Lampedusa Remains a Haunting Reminder of the Human Toll of Migration

“A decade or so after the peak of Europe’s migrant crisis, one of the busiest and deadliest entry points to the continent has devolved from crisis to something more chronic,” writes Giuliano Beniamino Fleri, a historian of migration, in a recent New York Times Opinion piece about Lampedusa.

“Lampedusa is the critical but deadly entry point to a continent that fears immigration but cannot live without it.
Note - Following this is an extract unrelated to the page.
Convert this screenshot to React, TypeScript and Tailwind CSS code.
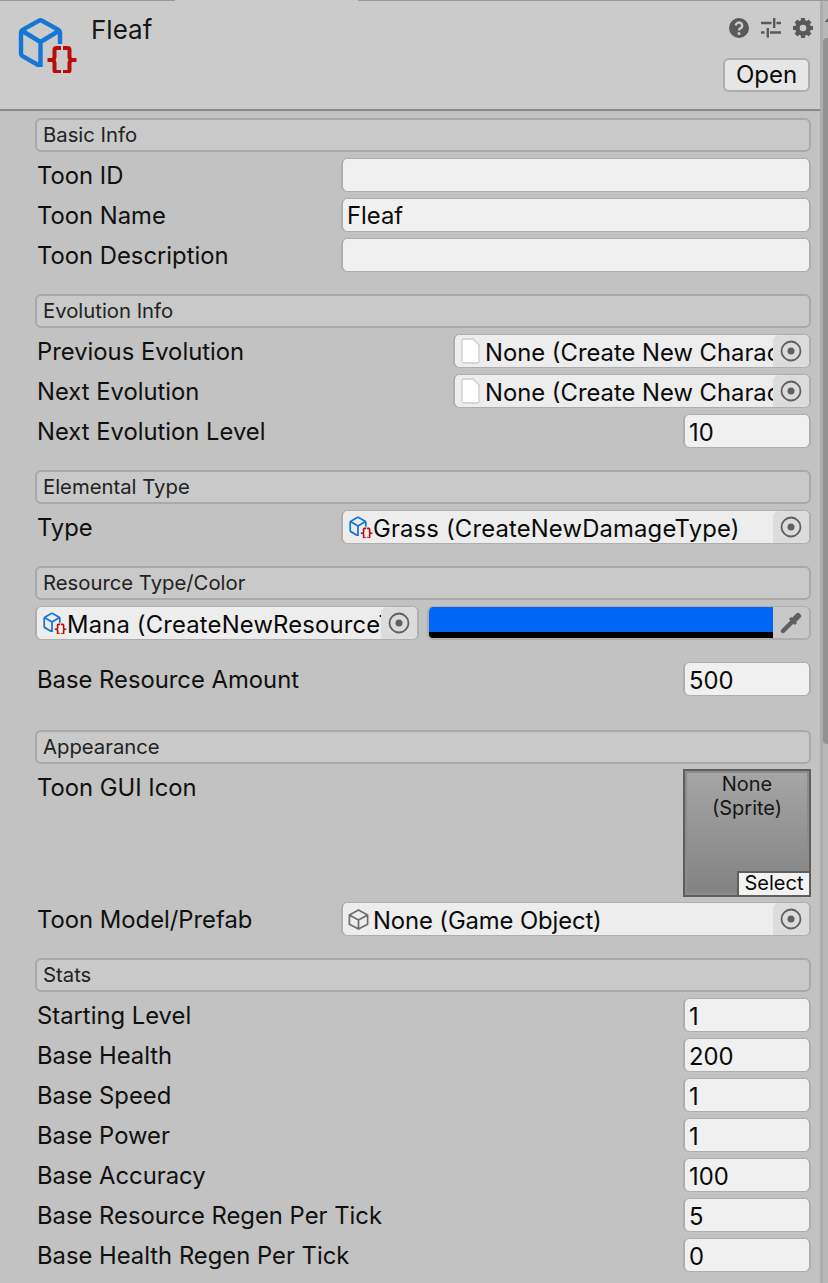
import type { ReactNode } from "react";

function ScriptIcon({ small = false }: { small?: boolean }) {
  return (
    <svg viewBox="0 0 60 56" className={small ? "h-[22.400px] w-[24px] shrink-0" : "h-[56px] w-[60px] shrink-0"}>
      <path
        d="M42 27V15.500a3 3 0 0 0-1.500-2.600L24 3.800a3.500 3.500 0 0 0-3.400 0L4.500 12.900A3 3 0 0 0 3 15.500v21a3 3 0 0 0 1.500 2.600L21 48.500M3.600 13.500 22.500 25 41.400 13.500M22.500 25v25"
        fill="none"
        stroke="#1577d4"
        strokeWidth="4.400"
        strokeLinejoin="round"
      />
      <path
        d="M43 31h-4.500a2 2 0 0 0-2 2v7a3 3 0 0 1-3 3H29.500h4a3 3 0 0 1 3 3v7a2 2 0 0 0 2 2H43M45 31h4.500a2 2 0 0 1 2 2v7a3 3 0 0 0 3 3H58.500h-4a3 3 0 0 0-3 3v7a2 2 0 0 1-2 2H45"
        fill="none"
        stroke="#bb0a0a"
        strokeWidth="4"
      />
    </svg>
  );
}

function GameObjectIcon() {
  return (
    <svg viewBox="0 0 24 24" className="ml-[-2px] mr-[3px] h-[23px] w-[23px] shrink-0">
      <path
        d="M12 2 21.500 7.300v9.700L12 22l-9.500-5V7.300zM2.500 7.300 12 12.500l9.500-5.200M12 12.500V22"
        fill="none"
        stroke="#6e6e6e"
        strokeWidth="1.800"
        strokeLinejoin="round"
      />
    </svg>
  );
}

function DocIcon() {
  return (
    <svg viewBox="0 0 19 26" className="mr-[5px] h-[26px] w-[19px] shrink-0">
      <path d="M1 3a2 2 0 0 1 2-2h9l6 6v16a2 2 0 0 1-2 2H3a2 2 0 0 1-2-2z" fill="#fff" stroke="#cdcdcd" strokeWidth="1.300" />
    </svg>
  );
}

function TargetDot() {
  return (
    <svg viewBox="0 0 22 22" className="h-[22px] w-[22px]">
      <circle cx="11" cy="11" r="9.500" fill="none" stroke="#5f5f5f" strokeWidth="1.800" />
      <circle cx="11" cy="11" r="3.500" fill="#5f5f5f" />
    </svg>
  );
}

function SectionHeader({ title }: { title: string }) {
  return (
    <div className="flex h-[34px] items-center rounded-[6px] border-2 border-[#a9a9a9] bg-[#c9c9c9] px-[6px] text-[20.300px] text-[#222]">
      {title}
    </div>
  );
}

function Label({ children }: { children: ReactNode }) {
  return <div className="h-[34px] flex-1 truncate pl-[2px] text-[23.800px] leading-[36px] text-[#101010]">{children}</div>;
}

function TextRow({ label, value = "" }: { label: string; value?: string }) {
  return (
    <div className="flex h-[34px] items-center">
      <Label>{label}</Label>
      <div className="flex h-[34px] w-[470px] items-center rounded-[6px] border-x-2 border-y border-[#aeaeae] bg-[#f0f0f0] px-[4px] pt-[2px] text-[23.800px] text-[#0a0a0a]">
        {value}
      </div>
    </div>
  );
}

function NumberRow({ label, value }: { label: string; value: string }) {
  return (
    <div className="flex h-[34px] items-center">
      <Label>{label}</Label>
      <div className="flex h-[34px] w-[128px] items-center rounded-[6px] border-x-2 border-y border-[#aeaeae] bg-[#f0f0f0] px-[4px] pt-[4px] text-[23.800px] text-[#0a0a0a]">
        {value}
      </div>
    </div>
  );
}

function ObjectField({ icon, text, className, textClass = "" }: { icon: ReactNode; text: string; className: string; textClass?: string }) {
  return (
    <div className={`flex h-[34px] items-center overflow-hidden rounded-[6px] border-x-2 border-y border-[#aeaeae] bg-[#ededed] text-[23.800px] text-[#0a0a0a] ${className}`}>
      <div className="flex min-w-0 flex-1 items-center overflow-hidden whitespace-nowrap pl-[6px]">
        {icon}
        <span className={`pt-[4px] ${textClass}`}>{text}</span>
      </div>
      <div className="flex h-full w-[36px] shrink-0 items-center justify-center rounded-tl-[6px] bg-[#dcdcdc]">
        <TargetDot />
      </div>
    </div>
  );
}

function ObjectRow({ label, icon, text, width, textClass }: { label: string; icon: ReactNode; text: string; width: "wide" | "mid"; textClass?: string }) {
  return (
    <div className="flex h-[34px] items-center">
      <Label>{label}</Label>
      <ObjectField icon={icon} text={text} textClass={textClass} className={width === "wide" ? "w-[470px]" : "w-[358px]"} />
    </div>
  );
}

export default function App() {
  return (
    <div className="h-[1283px] w-[828px] overflow-hidden bg-[#c2c2c2] font-['Inter',sans-serif]">
      {/* tab strip edge */}
      <div className="flex h-[1px]">
        <div className="w-[175px] bg-[#9a9a9a]" />
        <div className="w-[183px] bg-[#cbcbcb]" />
        <div className="flex-1 bg-[#9a9a9a]" />
      </div>
      <div className="flex h-[1282px]">
        <div className="flex min-w-0 flex-1 flex-col">
          {/* inspector title bar */}
          <div className="flex h-[110px] shrink-0 justify-between border-b-2 border-[#8a8a8a] bg-[#cbcbcb] pr-[10px]">
            <div className="flex pl-[18px] pt-[16px]">
              <ScriptIcon />
              <div className="pl-[13px] text-[26px] leading-[26px] text-[#161616]">Fleaf</div>
            </div>
            <div className="flex flex-col items-end">
              <div className="mr-[-3px] flex items-center gap-[12px] pt-[17px]">
                <svg viewBox="0 0 20 20" className="h-[20px] w-[20px]">
                  <circle cx="10" cy="10" r="10" fill="#595959" />
                  <path d="M6.800 7.600a3.200 3 0 1 1 4.900 2.500c-1 .7-1.700 1.200-1.700 2.300" fill="none" stroke="#cbcbcb" strokeWidth="2.400" />
                  <circle cx="10" cy="15.500" r="1.500" fill="#cbcbcb" />
                </svg>
                <svg viewBox="0 0 20 20" className="h-[20px] w-[20px]">
                  <path d="M0 5h10.500M15.500 5H20M13.200 0v10M0 14.500h3.500M9 14.500h11M6.800 10v9.500" fill="none" stroke="#595959" strokeWidth="2.400" />
                </svg>
                <svg viewBox="0 0 20 20" className="h-[20px] w-[20px]">
                  <circle cx="10" cy="10" r="5.600" fill="none" stroke="#595959" strokeWidth="4.600" />
                  <path d="M10 0v4M10 16v4M0 10h4M16 10h4M3 3l3 3M14 14l3 3M17 3l-3 3M6 14l-3 3" stroke="#595959" strokeWidth="4.200" />
                </svg>
              </div>
              <div className="mt-[20px] flex h-[34px] w-[87px] items-center justify-center rounded-[6px] border-2 border-[#adadad] bg-[#e6e6e6] text-[24px] text-[#0a0a0a]">
                Open
              </div>
            </div>
          </div>

          {/* fields */}
          <div className="flex flex-col pl-[35px] pr-[9px] pt-[7px]">
            <SectionHeader title="Basic Info" />
            <div className="mt-[6px] flex flex-col gap-[6px]">
              <TextRow label="Toon ID" />
              <TextRow label="Toon Name" value="Fleaf" />
              <TextRow label="Toon Description" />
            </div>

            <div className="mt-[22px]">
              <SectionHeader title="Evolution Info" />
            </div>
            <div className="mt-[6px] flex flex-col gap-[6px]">
              <ObjectRow label="Previous Evolution" icon={<DocIcon />} text="None (Create New Character)" width="mid" />
              <ObjectRow label="Next Evolution" icon={<DocIcon />} text="None (Create New Character)" width="mid" />
              <NumberRow label="Next Evolution Level" value="10" />
            </div>

            <div className="mt-[22px]">
              <SectionHeader title="Elemental Type" />
            </div>
            <div className="mt-[6px]">
              <ObjectRow label="Type" icon={<ScriptIcon small />} text="Grass (CreateNewDamageType)" width="wide" textClass="tracking-[0.18px]" />
            </div>

            <div className="mt-[22px]">
              <SectionHeader title="Resource Type/Color" />
            </div>
            <div className="mt-[6px] flex h-[34px] items-center gap-[8px]">
              <ObjectField icon={<ScriptIcon small />} text="Mana (CreateNewResourceType)" className="w-[384px]" textClass="tracking-[0.18px]" />
              <div className="flex h-[34px] flex-1 overflow-hidden rounded-[6px] border-x-2 border-b-2 border-t border-[#aeaeae] bg-[#c8c8c8]">
                <div className="flex flex-1 flex-col">
                  <div className="flex-1 bg-[#0066f5]" />
                  <div className="h-[6px] bg-black" />
                </div>
                <div className="flex w-[36px] items-center justify-center">
                  <svg viewBox="0 0 22 22" className="h-[22px] w-[22px]">
                    <path d="M3 19 12 10" fill="none" stroke="#5f5f5f" strokeWidth="4.500" strokeLinecap="round" />
                    <path d="M10 6l6 6" fill="none" stroke="#5f5f5f" strokeWidth="3" />
                    <path d="M14 8l4-4" fill="none" stroke="#5f5f5f" strokeWidth="6" strokeLinecap="round" />
                  </svg>
                </div>
              </div>
            </div>

            <div className="mt-[22px]">
              <NumberRow label="Base Resource Amount" value="500" />
            </div>

            <div className="mt-[34px]">
              <SectionHeader title="Appearance" />
            </div>
            <div className="mt-[6px] flex h-[126px] items-start">
              <Label>Toon GUI Icon</Label>
              <div className="relative mt-[-1px] h-[128px] w-[128px] border-2 border-[#5e5e5e] bg-gradient-to-b from-[#a6a6a6] to-[#828282] pt-[1px] text-center text-[20px] leading-[24px] text-[#161616] shadow-[inset_0_0_0_2px_#8c8c8c]">
                <div>None</div>
                <div>(Sprite)</div>
                <div className="absolute bottom-0 right-0 flex h-[24px] w-[72px] items-center justify-center border-l-2 border-t-2 border-[#5e5e5e] bg-[#f2f2f2] pb-[3px] text-[20px] leading-none text-[#0a0a0a]">
                  Select
                </div>
              </div>
            </div>
            <div className="mt-[6px]">
              <ObjectRow label="Toon Model/Prefab" icon={<GameObjectIcon />} text="None (Game Object)" width="wide" textClass="tracking-[-0.1px]" />
            </div>

            <div className="mt-[22px]">
              <SectionHeader title="Stats" />
            </div>
            <div className="mt-[6px] flex flex-col gap-[6px]">
              <NumberRow label="Starting Level" value="1" />
              <NumberRow label="Base Health" value="200" />
              <NumberRow label="Base Speed" value="1" />
              <NumberRow label="Base Power" value="1" />
              <NumberRow label="Base Accuracy" value="100" />
              <NumberRow label="Base Resource Regen Per Tick" value="5" />
              <NumberRow label="Base Health Regen Per Tick" value="0" />
            </div>
          </div>
        </div>

        {/* scrollbar */}
        <div className="flex h-full w-[8px] shrink-0 bg-[#b8b8b8]">
          <div className="w-[3px] bg-[#adadad]" />
          <div className="flex w-[5px] flex-col items-end pt-[17px]">
            <svg viewBox="0 0 3 4" className="h-[4px] w-[3px]">
              <path d="M3 0v4H0z" fill="#555" />
            </svg>
            <div className="mt-[16px] h-[706px] w-[5px] rounded-l-[4px] bg-[#929292]" />
          </div>
        </div>
      </div>
    </div>
  );
}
It should be where the paradox of European migrant policy is most visible, but it’s disappearing from view,” Fleri writes.

Lampedusa, which is located between mainland Italy and the North African coasts of Libya and Tunisia, “has been a node along irregular migration routes to the European Union since the 1990s,” he notes.

The first paragraph of the piece is truly heartbreaking, with Fleri detailing how residents of Lampedusa have told him that they’re “used to getting phone calls from people across the sea. Mothers, fathers, siblings and friends call searching for someone who left to try to reach Europe but has not been heard from since. Was a son among the rescued? Did a daughter’s name appear on a list? Does any trace remain? The answer is often no.”

Spain’s Prime Minister Cites Moral Imperative of Providing Pathway for Migrants to Regularize Status

In a recent New York Times opinion piece, Spain’s Prime Minister Pedro Sanchez details why his government is bucking the global backlash against immigrants and instead embracing “a fast and simple path to regularize their immigration status.”

In January, his government “issued a decree that makes up to half a million undocumented migrants living in Spain eligible for temporary residence permits, with certain conditions, which they will be able to renew after a year,” notes Sanchez.

Sanchez notes there are two reasons for this strategy. The first “and most important is a moral one,” he said. “It is our duty to become the welcoming and tolerant society that our own relatives would have hoped to find on the other side of our borders.”

The second reason is purely pragmatic, Sanchez said. “The West needs people. Currently, few of its countries have a rising population growth rate. Unless they embrace migration, they will experience a sharp demographic decline that will prevent them from keeping their economies and public services afloat. Their gross domestic products will stagnate. Their public health care and pension systems will suffer. Neither A.I. nor robots will be able to prevent this outcome, at least not in the short or medium term. The only option to avoid decline is to integrate migrants in the most orderly and effective way possible.”